Patterns will emerge:
- You’re breaking your own system
- Market conditions are choppy
- Emotional decisions crept in
Reflection, not reaction, is how you climb out of the hole.
📎 Use Edgewonk or Notion templates to systematize your review
5. Set Emotional Recovery Rules
Losses don’t just hurt your account — they hurt your state of mind.
Create rules like:
- “No new trades for 24 hours after 3 consecutive losses”
- “Step away from screens after a revenge trade”
- “Journal emotions as well as execution after bad days”
Emotional discipline must be part of your system. Otherwise, you’ll spiral into risk without even realizing it.
6. Backtest More. Trade Less.
In periods of loss, step back from live execution and invest in backtesting.
Why?
- It rebuilds confidence in your system
- It reminds you of long-term edge
- It helps you avoid overtrading while staying productive
Think like a performance athlete: during injury, you don’t quit — you rehab.
7. Zoom Out. One Trade Means Nothing.
Professional traders think in batches — 20, 50, or 100 trades at a time.
One trade? Irrelevant.
Drawdowns? Expected.
Ask yourself:
- Have I faced a similar drawdown in backtesting?
- Am I trading my plan or chasing revenge?

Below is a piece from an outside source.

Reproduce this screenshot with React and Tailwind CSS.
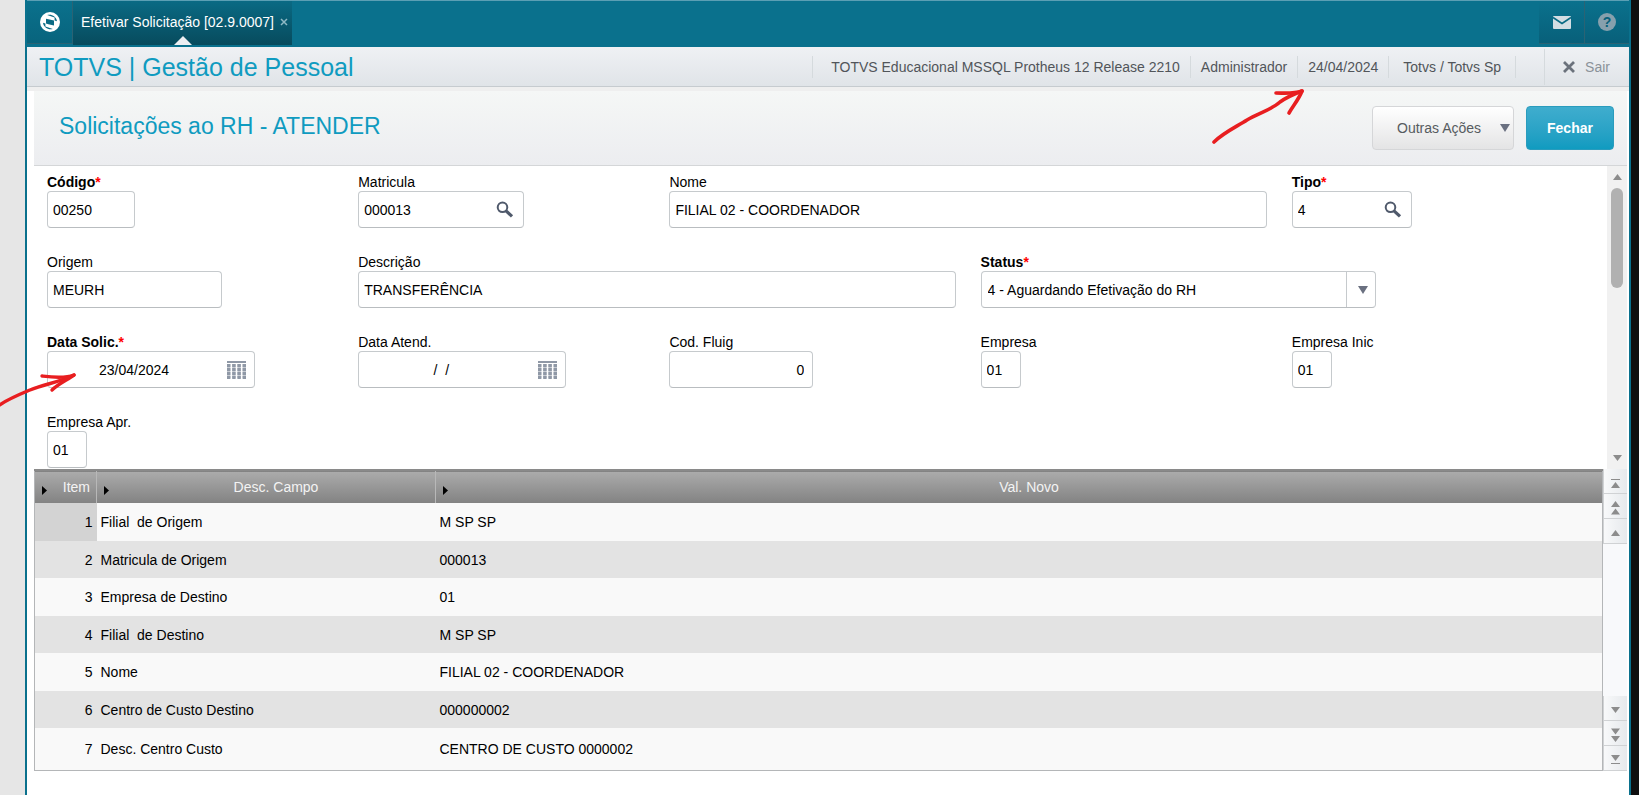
const FONT = "font-['Liberation_Sans',Arial,sans-serif]"

const rows = [
  { item: 1, desc: 'Filial  de Origem', value: 'M SP SP' },
  { item: 2, desc: 'Matricula de Origem', value: '000013' },
  { item: 3, desc: 'Empresa de Destino', value: '01' },
  { item: 4, desc: 'Filial  de Destino', value: 'M SP SP' },
  { item: 5, desc: 'Nome', value: 'FILIAL 02 - COORDENADOR' },
  { item: 6, desc: 'Centro de Custo Destino', value: '000000002' },
  { item: 7, desc: 'Desc. Centro Custo', value: 'CENTRO DE CUSTO 0000002' }
]

function TotvsLogo() {
  return (
    <svg width="20" height="20" viewBox="0 0 20 20" aria-hidden="true">
      <circle cx="10" cy="10" r="10" fill="#fff" />
      <g fill="#0a6a84">
        <path d="M6 6.8 L11.8 8 L14 8.5 V13.4 L8.4 12.2 L6 11.6 Z" />
        <path d="M7.2 3 C11.5 1.8 16.4 4.4 17 9.2 L14.6 8.6 V5.4 Z" />
        <path d="M12.8 17 C8.5 18.2 3.6 15.6 3 10.8 L5.4 11.4 V14.6 Z" />
      </g>
    </svg>
  )
}

function SearchIcon() {
  return (
    <svg width="18" height="18" viewBox="0 0 18 18" fill="none" aria-hidden="true">
      <circle cx="6.5" cy="6.3" r="4.8" stroke="#4f596b" strokeWidth="2" />
      <path d="M10 9.8 L16 15.4" stroke="#4f596b" strokeWidth="3.2" />
    </svg>
  )
}

function CalendarIcon() {
  return (
    <svg width="19" height="18" viewBox="0 0 19 18" fill="#8f98a6" aria-hidden="true">
      <rect x="0" y="0" width="19" height="2" />
      {[0, 1, 2, 3].map(col =>
        [0, 1, 2, 3].map(row => (
          <rect key={`${col}-${row}`} x={col * 5.2} y={3 + row * 4} width="3.4" height="3" />
        ))
      )}
      <path d="M0 3h3.4v14h-3.4z M5.2 3h3.4v14h-3.4z M10.4 3h3.4v14h-3.4z M15.6 3h3.4v14h-3.4z" opacity="0.5" />
    </svg>
  )
}

function Caret({ up, double, bar, large, color = '#8c8c8c' }) {
  const shape = double ? 'M0 6 L4.5 0 L9 6 Z M0 13.5 L4.5 7.5 L9 13.5 Z' : 'M0 6 L4.5 0 L9 6 Z'
  const h = double ? 14 : 6
  return (
    <svg
      width={large ? 10 : 9}
      height={bar ? 9 : large ? 8 : h}
      viewBox={bar ? '0 -3 9 9' : `0 0 9 ${h}`}
      preserveAspectRatio="none"
      fill={color}
      className={up ? 'shrink-0' : 'shrink-0 rotate-180'}
      aria-hidden="true"
    >
      {bar && <path d="M0 -3h9v1h-9z" />}
      <path d={shape} />
    </svg>
  )
}

function Field({ id, label, required, span, width, value, align = 'text-left px-[5px]', icon, action }) {
  return (
    <div className={span ? 'col-span-2' : ''}>
      <label htmlFor={id} className={`block h-4 text-sm leading-[14px] ${required ? 'font-bold' : ''}`}>
        {label}
        {required && <span className="text-[#ff0000]">*</span>}
      </label>
      <div className={`flex h-[37px] rounded border border-[#c6cacd] border-b-[#b9bdc0] bg-white ${width}`}>
        <input
          id={id}
          defaultValue={value}
          className={`w-full min-w-0 bg-transparent text-sm outline-none ${align}`}
        />
        {icon && (
          <button type="button" aria-label={action} className="flex w-[34px] shrink-0 items-center pl-[7px]">
            {icon}
          </button>
        )}
      </div>
    </div>
  )
}

function ScrollButton({ label, children }) {
  return (
    <button
      type="button"
      aria-label={label}
      className="flex h-[25px] w-full items-center justify-center border-b border-l border-[#d0d2d4] bg-linear-to-r from-[#f8f9fa] to-[#e6e9ec] pt-1"
    >
      {children}
    </button>
  )
}

function ColumnMarker() {
  return (
    <svg width="5" height="9" viewBox="0 0 5 9" className="absolute bottom-2 left-[7px]" aria-hidden="true">
      <path d="M0 0 L5 4.5 L0 9 Z" fill="#000" />
    </svg>
  )
}

export default function App() {
  return (
    <div className={`relative flex min-h-screen overflow-hidden bg-[#e6e6e6] pl-[25px] text-black ${FONT}`}>
      <div className="flex min-w-0 flex-1 flex-col border-x-2 border-[#0a718d] bg-white">
        {/* Top bar */}
        <header className="flex h-[47px] justify-between border-t border-[#5b9fb4] bg-[#0a718d]">
          <div className="flex">
            <button type="button" aria-label="Menu" className="mb-[3px] flex w-[46px] items-center justify-center border-r border-b border-[#2a6374] bg-linear-to-b from-[#0a718d] to-[#08647d]">
              <TotvsLogo />
            </button>
            <div className="relative flex h-11 items-center gap-1.5 bg-linear-to-b from-[#0a6a84] to-[#074b5d] pr-1 pl-2 text-sm text-white">
              <span className="pb-0.5">Efetivar Solicitação [02.9.0007]</span>
              <button type="button" aria-label="Fechar aba" className="pb-0.5">
                <svg width="8" height="8" viewBox="0 0 8 8" stroke="#8fb9c5" strokeWidth="1.5" aria-hidden="true">
                  <path d="M1 1 L7 7 M7 1 L1 7" />
                </svg>
              </button>
              <svg width="18" height="9" viewBox="0 0 18 9" className="absolute bottom-0 left-1/2 -translate-x-1/2" aria-hidden="true">
                <path d="M0 9 L9 0 L18 9 Z" fill="#eceff2" />
              </svg>
            </div>
          </div>
          <div className="mb-[3px] flex">
            <button type="button" aria-label="Mensagens" className="flex w-[46px] items-center justify-center border-r border-b border-[#2a6374] bg-linear-to-b from-[#0a718d] to-[#08607a]">
              <svg width="18" height="13" viewBox="0 0 18 13" aria-hidden="true">
                <rect width="18" height="13" rx="1" fill="#d3dde3" />
                <path d="M0 1.5 L9 7.5 L18 1.5" fill="none" stroke="#0a6a84" strokeWidth="1.6" />
              </svg>
            </button>
            <button type="button" aria-label="Ajuda" className="flex w-11 items-center justify-center border-b border-[#2a6374] bg-linear-to-b from-[#0a718d] to-[#08607a]">
              <span className="flex size-[18px] items-center justify-center rounded-full bg-[#86a0ad] text-sm font-bold text-[#08607a]">?</span>
            </button>
          </div>
        </header>

        {/* Environment bar */}
        <div className="flex h-10 items-center justify-between border-b border-[#c6cbcf] bg-linear-to-b from-[#eff1f4] to-[#e0e4e8] pl-3">
          <h1 className="text-[25px] leading-8 text-[#0f9bc0]">TOTVS | Gestão de Pessoal</h1>
          <div className="flex items-center pt-px text-sm leading-[22px] text-[#51555a]">
            <span className="border-l border-[#d5dadd] pr-[10px] pl-[18px]">TOTVS Educacional MSSQL Protheus 12 Release 2210</span>
            <span className="border-l border-[#d5dadd] px-[10px]">Administrador</span>
            <span className="border-l border-[#d5dadd] px-[10px]">24/04/2024</span>
            <span className="border-x border-[#d5dadd] px-[14px]">Totvs / Totvs Sp</span>
            <button type="button" className="ml-7 flex h-9 items-center gap-[10px] border-l border-[#d5dadd] pr-[19px] pl-[18px] text-[#8b9299]">
              <svg width="12" height="12" viewBox="0 0 12 12" stroke="#6b727c" strokeWidth="2.8" aria-hidden="true">
                <path d="M1 1 L11 11 M11 1 L1 11" />
              </svg>
              Sair
            </button>
          </div>
        </div>
        <div className="h-1 bg-[#efefef]" />

        <main className="mr-0.5 ml-[7px]">
          {/* Title and actions */}
          <div className="flex h-[75px] items-center justify-between border-b border-[#d4d6d8] bg-linear-to-b from-[#f5f7f6] to-[#ecedf0] pr-[13px] pl-[25px]">
            <h2 className="pb-1 text-[23px] text-[#0f9bc0]">Solicitações ao RH - ATENDER</h2>
            <div className="flex gap-3">
              <button type="button" className="flex h-11 w-[142px] items-center justify-between rounded border border-[#d5d6d8] bg-linear-to-b from-white to-[#e4e4e5] pr-[3px] pl-6 text-sm text-[#565b60]">
                Outras Ações
                <Caret large color="#6a7080" />
              </button>
              <button type="button" className="h-11 w-[88px] rounded border border-[#2a9cbd] bg-linear-to-b from-[#3fadce] to-[#0f9bc0] text-sm font-bold text-white">
                Fechar
              </button>
            </div>
          </div>

          {/* Form */}
          <div className="flex h-[303px]">
            <form className="grid flex-1 grid-cols-5 content-start gap-y-[27px] pt-[9px] pr-1 pl-[13px]">
              <Field id="codigo" label="Código" required width="w-[88px]" value="00250" />
              <Field id="matricula" label="Matricula" width="w-[166px]" value="000013" icon={<SearchIcon />} action="Pesquisar matricula" />
              <Field id="nome" label="Nome" span width="w-24/25" value="FILIAL 02 - COORDENADOR" />
              <Field id="tipo" label="Tipo" required width="w-[120px]" value="4" icon={<SearchIcon />} action="Pesquisar tipo" />

              <Field id="origem" label="Origem" width="w-[175px]" value="MEURH" />
              <Field id="descricao" label="Descrição" span width="w-24/25" value="TRANSFERÊNCIA" />
              <div className="col-span-2">
                <label htmlFor="status" className="block h-4 text-sm leading-[14px] font-bold">
                  Status<span className="text-[#ff0000]">*</span>
                </label>
                <div className="relative h-[37px] w-[395px] rounded border border-[#c6cacd] border-b-[#b9bdc0] bg-white">
                  <select id="status" className="size-full appearance-none px-1.5 text-sm outline-none">
                    <option>4 - Aguardando Efetivação do RH</option>
                  </select>
                  <span className="pointer-events-none absolute inset-y-0 right-0 flex w-[29px] items-center justify-center border-l border-[#c6cacd] pl-1">
                    <Caret large color="#6a7080" />
                  </span>
                </div>
              </div>

              <Field id="data-solic" label="Data Solic." required width="w-[208px]" value="23/04/2024" align="text-center" icon={<CalendarIcon />} action="Abrir calendário" />
              <Field id="data-atend" label="Data Atend." width="w-[208px]" value="  /  /    " align="text-center" icon={<CalendarIcon />} action="Abrir calendário" />
              <Field id="fluig" label="Cod. Fluig" width="w-36" value="0" align="text-right px-2" />
              <Field id="empresa" label="Empresa" width="w-10" value="01" />
              <Field id="empresa-inic" label="Empresa Inic" width="w-10" value="01" />

              <Field id="empresa-apr" label="Empresa Apr." width="w-10" value="01" />
            </form>
            <div className="flex w-5 flex-col items-center bg-[#f1f1f1] py-2">
              <Caret up />
              <div className="mt-2 h-[100px] w-3 rounded-full bg-[#b1b1b1]" />
              <div className="mt-auto">
                <Caret />
              </div>
            </div>
          </div>

          {/* Items grid */}
          <div className="flex">
            <table className="flex-1 table-fixed border-collapse border-x border-b border-[#b4b6b8] text-sm">
              <colgroup>
                <col className="w-[62px]" />
                <col className="w-[339px]" />
                <col />
              </colgroup>
              <thead>
                <tr className="h-[33px] border-t-2 border-[#8a8a8a] bg-linear-to-b from-[#ababab] to-[#838383] text-[#f3f3f3]">
                  <th className="relative border-r border-[#b8b8b8] pr-1.5 text-right font-normal"><ColumnMarker />Item</th>
                  <th className="relative border-r border-[#b8b8b8] pl-5 font-normal"><ColumnMarker />Desc. Campo</th>
                  <th className="relative pl-5 font-normal"><ColumnMarker />Val. Novo</th>
                </tr>
              </thead>
              <tbody>
                {rows.map(row => (
                  <tr key={row.item} className="odd:h-[38px] odd:bg-[#f9f9f9] even:h-[37px] even:bg-[#e3e3e3] last:h-[42px]!">
                    <td className={`pr-1 text-right ${row.item === 1 ? 'bg-[#d3d3d3]' : ''}`}>{row.item}</td>
                    <td className="pl-1 whitespace-pre">{row.desc}</td>
                    <td className="pl-1">{row.value}</td>
                  </tr>
                ))}
              </tbody>
            </table>
            <div className="flex w-6 flex-col justify-between bg-[#f8f9fb]">
              <div>
                <ScrollButton label="Primeiro"><Caret up bar /></ScrollButton>
                <ScrollButton label="Página anterior"><Caret up double /></ScrollButton>
                <ScrollButton label="Anterior"><Caret up /></ScrollButton>
              </div>
              <div>
                <ScrollButton label="Próximo"><Caret /></ScrollButton>
                <ScrollButton label="Próxima página"><Caret double /></ScrollButton>
                <ScrollButton label="Último"><Caret bar /></ScrollButton>
              </div>
            </div>
          </div>
        </main>
      </div>
      <div className="w-2 bg-[#0f0f0f]" />

      {/* Hand drawn arrows */}
      <svg width="110" height="60" viewBox="0 0 110 60" className="pointer-events-none absolute top-[86px] right-[328px]" fill="none" stroke="#e81e20" strokeWidth="3.6" strokeLinecap="round" strokeLinejoin="round" aria-hidden="true">
        <path d="M13 56 C22 47 35 41 46 34 C58 27 70 24 79 16 C86 11 93 8 101 5" />
        <path d="M75 7 C84 7 93 8 101 5 C98 13 92 20 88 27" />
      </svg>
      <svg width="80" height="40" viewBox="0 0 80 40" className="pointer-events-none absolute top-[370px] left-0" fill="none" stroke="#e81e20" strokeWidth="3.4" strokeLinecap="round" strokeLinejoin="round" aria-hidden="true">
        <path d="M-2 36 C8 29 18 25 30 20 C45 14 60 12 74 5" />
        <path d="M42 6 C50 7 64 9 74 5 C67 10 58 14 52 20" />
      </svg>
    </div>
  )
}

- Is this psychological fatigue or genuine system failure?
This zoomed-out thinking resets emotional expectations and restores clarity.
The Mindset of a Professional During a Drawdown
- They don’t panic — they review.
- They don’t fight the market — they protect capital.

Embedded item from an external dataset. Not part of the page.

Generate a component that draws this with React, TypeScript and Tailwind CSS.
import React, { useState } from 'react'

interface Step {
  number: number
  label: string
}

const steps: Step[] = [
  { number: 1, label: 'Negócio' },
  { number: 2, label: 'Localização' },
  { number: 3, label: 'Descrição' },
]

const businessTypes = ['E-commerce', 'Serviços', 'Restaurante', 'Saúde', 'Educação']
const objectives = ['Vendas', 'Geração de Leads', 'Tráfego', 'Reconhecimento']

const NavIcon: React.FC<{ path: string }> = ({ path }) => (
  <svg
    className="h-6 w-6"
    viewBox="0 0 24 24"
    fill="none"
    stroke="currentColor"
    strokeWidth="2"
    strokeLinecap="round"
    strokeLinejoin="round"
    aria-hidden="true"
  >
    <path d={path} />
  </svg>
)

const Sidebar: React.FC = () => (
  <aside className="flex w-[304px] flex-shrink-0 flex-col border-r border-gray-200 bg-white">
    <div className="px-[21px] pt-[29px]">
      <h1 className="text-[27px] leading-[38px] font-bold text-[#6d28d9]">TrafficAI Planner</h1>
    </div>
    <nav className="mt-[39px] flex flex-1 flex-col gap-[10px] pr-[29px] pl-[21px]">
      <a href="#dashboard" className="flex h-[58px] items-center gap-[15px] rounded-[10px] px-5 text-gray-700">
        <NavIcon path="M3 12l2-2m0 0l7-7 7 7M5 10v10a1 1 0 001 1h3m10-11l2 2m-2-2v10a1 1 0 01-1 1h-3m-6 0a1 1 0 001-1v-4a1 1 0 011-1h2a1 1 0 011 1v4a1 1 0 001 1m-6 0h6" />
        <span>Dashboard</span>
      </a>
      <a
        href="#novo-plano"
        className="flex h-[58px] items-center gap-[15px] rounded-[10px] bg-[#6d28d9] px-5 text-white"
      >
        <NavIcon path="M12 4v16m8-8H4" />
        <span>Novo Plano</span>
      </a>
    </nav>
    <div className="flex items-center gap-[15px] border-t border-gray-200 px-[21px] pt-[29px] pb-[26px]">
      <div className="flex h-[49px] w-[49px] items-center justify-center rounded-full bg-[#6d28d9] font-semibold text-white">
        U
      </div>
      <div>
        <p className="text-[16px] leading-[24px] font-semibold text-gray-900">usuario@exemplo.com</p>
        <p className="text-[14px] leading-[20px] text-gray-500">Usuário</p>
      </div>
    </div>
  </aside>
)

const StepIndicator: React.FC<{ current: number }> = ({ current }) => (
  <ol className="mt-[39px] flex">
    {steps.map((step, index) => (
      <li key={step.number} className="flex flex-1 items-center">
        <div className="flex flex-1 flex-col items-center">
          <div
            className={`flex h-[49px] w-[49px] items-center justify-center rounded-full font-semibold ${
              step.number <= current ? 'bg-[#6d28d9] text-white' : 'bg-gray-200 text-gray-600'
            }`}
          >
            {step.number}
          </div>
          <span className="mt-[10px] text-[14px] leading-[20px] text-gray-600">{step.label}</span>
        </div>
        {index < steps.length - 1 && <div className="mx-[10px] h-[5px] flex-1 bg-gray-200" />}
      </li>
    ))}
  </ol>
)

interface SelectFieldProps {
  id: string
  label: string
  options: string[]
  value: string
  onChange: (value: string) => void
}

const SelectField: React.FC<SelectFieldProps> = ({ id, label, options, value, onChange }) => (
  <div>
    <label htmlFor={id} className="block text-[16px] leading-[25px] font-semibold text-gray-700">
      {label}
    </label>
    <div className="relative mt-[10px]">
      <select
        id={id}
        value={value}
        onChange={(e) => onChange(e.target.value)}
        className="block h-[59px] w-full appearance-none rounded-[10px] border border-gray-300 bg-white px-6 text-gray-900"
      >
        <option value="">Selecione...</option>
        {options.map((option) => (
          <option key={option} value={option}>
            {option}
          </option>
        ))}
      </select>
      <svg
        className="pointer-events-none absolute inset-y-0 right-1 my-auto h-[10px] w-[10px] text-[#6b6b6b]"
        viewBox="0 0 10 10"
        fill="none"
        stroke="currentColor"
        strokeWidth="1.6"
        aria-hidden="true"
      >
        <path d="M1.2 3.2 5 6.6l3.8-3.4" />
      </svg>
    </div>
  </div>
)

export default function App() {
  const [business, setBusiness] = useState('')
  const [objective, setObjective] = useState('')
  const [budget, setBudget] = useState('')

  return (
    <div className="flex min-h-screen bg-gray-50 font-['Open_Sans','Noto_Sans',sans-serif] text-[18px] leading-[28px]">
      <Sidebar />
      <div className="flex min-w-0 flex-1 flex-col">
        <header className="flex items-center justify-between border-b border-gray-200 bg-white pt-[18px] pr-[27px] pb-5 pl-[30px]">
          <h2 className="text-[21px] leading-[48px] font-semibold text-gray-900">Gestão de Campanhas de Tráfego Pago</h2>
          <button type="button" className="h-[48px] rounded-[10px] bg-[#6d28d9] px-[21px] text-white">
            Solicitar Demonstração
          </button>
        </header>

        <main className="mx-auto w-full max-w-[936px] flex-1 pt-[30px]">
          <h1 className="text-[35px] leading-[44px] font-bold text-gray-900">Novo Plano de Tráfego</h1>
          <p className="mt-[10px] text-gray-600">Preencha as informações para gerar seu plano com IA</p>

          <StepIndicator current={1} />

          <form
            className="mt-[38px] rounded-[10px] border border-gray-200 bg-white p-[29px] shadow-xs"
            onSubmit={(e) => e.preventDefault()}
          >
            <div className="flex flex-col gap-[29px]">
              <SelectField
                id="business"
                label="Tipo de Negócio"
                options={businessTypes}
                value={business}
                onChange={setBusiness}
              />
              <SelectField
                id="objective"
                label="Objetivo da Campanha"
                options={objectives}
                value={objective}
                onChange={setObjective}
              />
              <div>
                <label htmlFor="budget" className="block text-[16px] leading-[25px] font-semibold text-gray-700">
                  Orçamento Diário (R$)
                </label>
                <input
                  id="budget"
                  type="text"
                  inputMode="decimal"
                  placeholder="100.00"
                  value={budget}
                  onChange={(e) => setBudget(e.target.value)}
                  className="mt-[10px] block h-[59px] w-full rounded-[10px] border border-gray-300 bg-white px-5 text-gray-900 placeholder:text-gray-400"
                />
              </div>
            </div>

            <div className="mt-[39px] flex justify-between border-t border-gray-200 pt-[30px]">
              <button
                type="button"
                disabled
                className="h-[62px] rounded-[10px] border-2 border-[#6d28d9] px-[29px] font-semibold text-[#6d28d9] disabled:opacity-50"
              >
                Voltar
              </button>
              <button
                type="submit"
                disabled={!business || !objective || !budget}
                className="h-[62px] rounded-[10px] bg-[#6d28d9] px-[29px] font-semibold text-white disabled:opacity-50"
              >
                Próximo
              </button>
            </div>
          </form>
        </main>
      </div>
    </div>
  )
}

- They don’t speed up — they slow down.
- They don’t guess — they trust their process.
Drawdowns aren’t interruptions. They’re part of the rhythm of trading.
Your job is to survive them — not eliminate them.
Conclusion: It’s Not About Avoiding Drawdowns — It’s About Managing Them
Losses are data. Drawdowns are feedback. They’re not your enemy — they’re your teacher.
Every major trading blow-up in history started with ignoring drawdowns.
But every legendary comeback started by managing one.
Treat your risk with respect. Build your emotional framework. Prepare for losses as part of the game. Because your edge isn’t just how you win — it’s how you survive when you don’t.